Coalbrook mining disaster
|Date||21 January 1960|
|Location||Northern Free State, South Africa|
|Cause||Cascading Pillar Failure|
|437 dead and unknown number of mules|
The Coalbrook mining disaster is the worst mining disaster in the history of South Africa. The disaster occurred in the Coalbrook coal mine of Clydesdale Colliery on 21 January 1960 at around 19:00 when approximately 900 pillars caved in, almost 180 metres underground. The mine is situated in the Northern Free State, 21 km south west of Vereeniging. About 1,000 miners were in the mine at the time and 437 died after being trapped, while the rest escaped through an incline shaft. The miners were suffocated by methane gas and crushed to death by rockfall.
Miners felt a strong blast wind, many of whom rushed up to the surface but were instructed to return underground or face imprisonment. Only two miners refused to go back underground. The majority of the miners at Clydesdale Colliery were Basutoland and Portuguese East Africa nationals.
Immediately after the incident, rescue teams arrived from other mines in the region and boreholes were drilled into areas where survivors were expected to be. When microphones were lowered, no signs of life were detected. After 11 days the rescue was called off.
Causes of the disaster
The accident was caused by cascading pillar failure where a few pillars fail initially and this increases the load on the adjacent pillars causing them to fail. This cascading failure caused pillar collapse over an area covering 324 hectares.

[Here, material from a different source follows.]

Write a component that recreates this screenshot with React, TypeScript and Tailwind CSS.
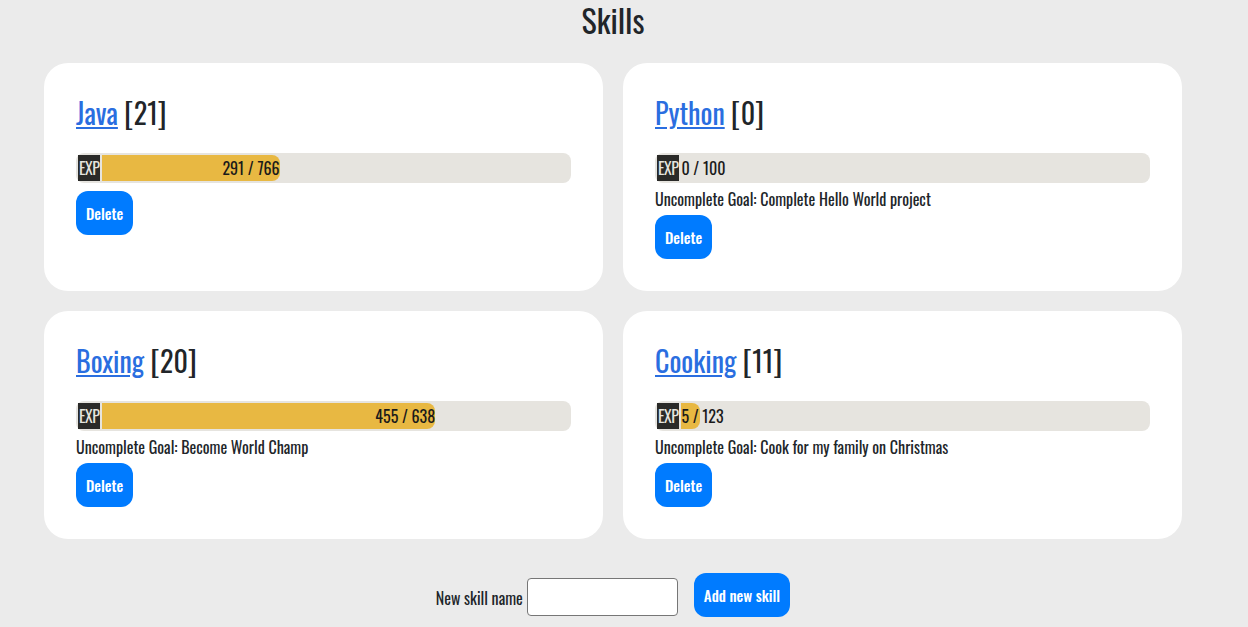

Factors contributing to the collapse included the process of top coaling which raised the height of the tunnels and pillar and panel mining reducing the size of structures holding up the tunnel roof.
Top coaling began as a method of increasing production in areas that had already been mined. In 1932 the tunnels were 2.4 m high, in 1948 some top coaling was done to raise the height to 3.7 m, but the coal yielded was a poor grade and the practice stopped. In 1951 top coaling began once again as a new electricity power station had been built and it was able to use lower grade coal. The roof height was raised to 4.3 m and 5.5 m in places, and by 1957 top coaling was a significant contributor to production.
Some time between 1957 and 1959 experimental secondary mining was done in No.10 section to recover coal from a mined out area of the mine. Top coaling raised the roof height to between 4.3 and 6.1 m. On 28 December 1959 a collapse occurred in the northern part of the section 10 mine, an area where most of the top coaling experiments were done.
That collapse was stopped from spreading by a barrier wall to the south end of section 10. This incident did not affect coal extraction from the south. However, it did go unreported to mining inspectors.
It is reported that in the afternoon of 21 January 1960 miners who were operating in the western part of the section 10 mine heard loud noises that were trailed by a strong blast wind that was coming from the south east section.
Pillar and panel mining
The tunnels in the mine were between 6.1 and 6.7 metres wide. Pillars and panels of coal were left between the tunnels to keep the mine roof from collapsing.
- In 1905 the centres of the barriers and the pillars were 24.4 m apart
- From 1932 the pillars were mined to 19.8 m and barriers to 18.3 m.
- From 1943 the pillars were reduced to 18.3 m and the barriers 12.2 m (still separated by tunnels 6.1 to 6.7 m in width)
In this time "dummies" of 4 metres wide and 2 metres deep were mined out of the barriers, and in some cases up to four sides of the pillars too, to yield additional coal.
With too much methane and carbon monoxide in the mine for any rescue team to penetrate the South East of section 10, one of the solutions was to drill from the surface all the way down into the entombed shaft. A sophisticated new drill rig at the time was used, but the drill bits wore down as they encountered hard lava rock.
In the months following the disaster, four different inquiries were launched under the Mines and Works Act of 1956, with the third one being a judicial inquest. The inquests found that the deaths occurred as a result of the subsidence of the mine itself. They also revealed that the collapse of 28 December was not reported to mining inspectors, as was mandatory.
Following the disaster, the South African government established Coal Mines Research Controlling Council to improve coal mine safety and research pillar strength, supported by the Council for Scientific and Industrial Research and the Chamber of Mines Research Organization.
With segregation being a policy of governance for the Apartheid regime, the Workmen Compensation Act entitled a white widow to her deceased husband’s pension fund, while a black widow was only granted a lump sum from the mining company.  Of the miners killed in the tragedy, half of them came from the then British High Commission Territory of Basutoland, while a little under half of the others came from Portuguese East Africa. Of the deceased, six where White South African men.
The disaster sent shockwaves across the nation, which prompted the government to set up the National Mine Disaster Fund.
21 January 2020 will mark exactly 60 years since the disaster.